Almásy devoted a chapter to the rock shelter in his 1934 book, The Unknown Sahara. In it he postulates that the swimming scenes are real depictions of life at the time of painting and that the artists had realistically drawn their surroundings and that there had been a climatic change from temperate to xeric desert since that time making it drier. This theory was so new at that time that his first editor added several footnotes, to make it clear that he did not share this opinion. In 2007, Eman Ghoneim discovered an ancient mega-lake (30,750 km²) buried beneath the sand of the Sahara Desert in the Northern Darfur region, Sudan.

==Later history==
Physical scientists who have been conducting research in the area drew a provisional link between the proposed swimming humans and two lakes that are 124 miles (or 200 km) south of the rock shelter. However, modern researchers such as Andras Zboray question whether the figures are swimming or not. He believes that the drawings are "clearly symbolic...with an unknown meaning".

Other researchers such as German ethnologist Hans Rhotert, who was involved in rock art research in North Africa and the Middle East, was the first to interpret these drawings as being that of deceased people. Jean-Loïc Le Quellec, a doctor of anthropology, ethnology and prehistory, agrees with Rhotert. He has pointed out parallels to the Coffin Texts indicating that the figures are deceased souls floating in the waters of Nun.
This is the same opinion confirmed by Egyptian anthropologist Yasser Al-Laithy in a field study of the cave. Dr. Al-Laithy believes that there is a clear similarity between the drawings of swimmers in the cave and the drawings of swimmers in Chapter Nine of the Book of Gates in the tomb of Ramesses VI. Therefore, the drawings of swimmers represent the souls of the dead swimming in the eternal waters of Nun.

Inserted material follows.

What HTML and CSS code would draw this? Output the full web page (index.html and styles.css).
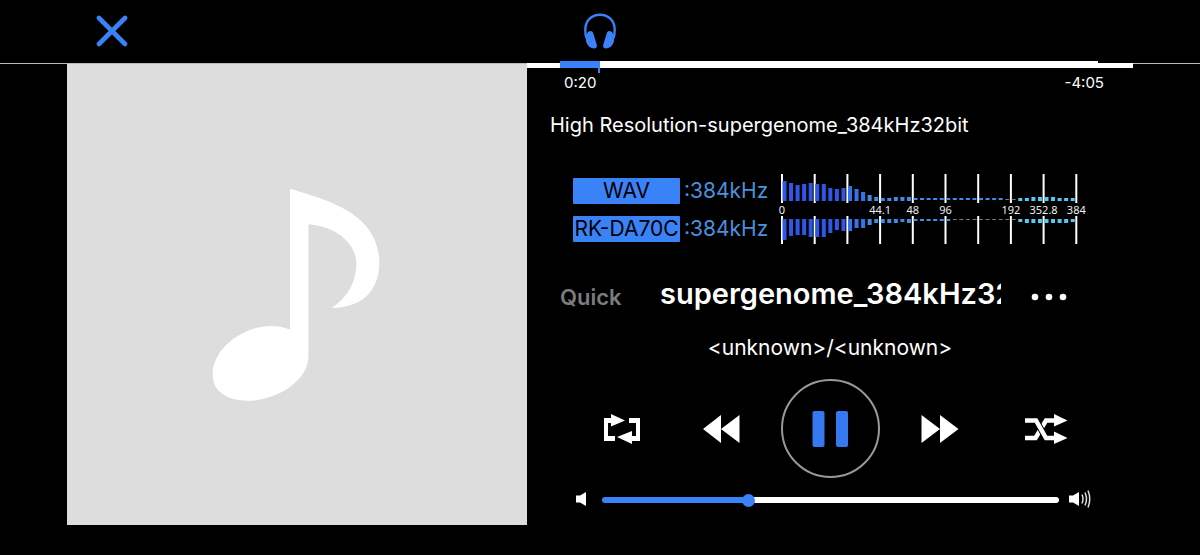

Due to similar artwork being found in nearby rock shelters, such as the Cave of Beasts, and the continuous line that the figures create extending across a majority of the rock shelter's interior has led researchers to believe that the art may display developing concepts that were later adapted to the configuration of the Nile valley.

The rock shelter is mentioned in Michael Ondaatje's novel The English Patient. The film adaptation has a scene in it that has a guide describing in his native language to Almásy, who is portrayed as a character in both the novel and the film, the location that Almásy renders a drawing and includes some text that is then placed in the book that he keeps for himself. The rock shelter shown in the film is not the original but a film set created by a contemporary artist.

Substantial portions of the rock shelter have been irreversibly damaged by visitors over the years, especially since the film was released in 1996. Fragments of the paintings have been removed as souvenirs and some surfaces have cracked after water was applied to "enhance" their contrast for photographs. Modern graffiti have been inscribed upon the wall and tourist littering is a problem.

Steps have been taken to reduce future damage by training guides and clearing litter from the vicinity, but this important rock art site remains fragile and risks future disturbances as tourist traffic to the region increases.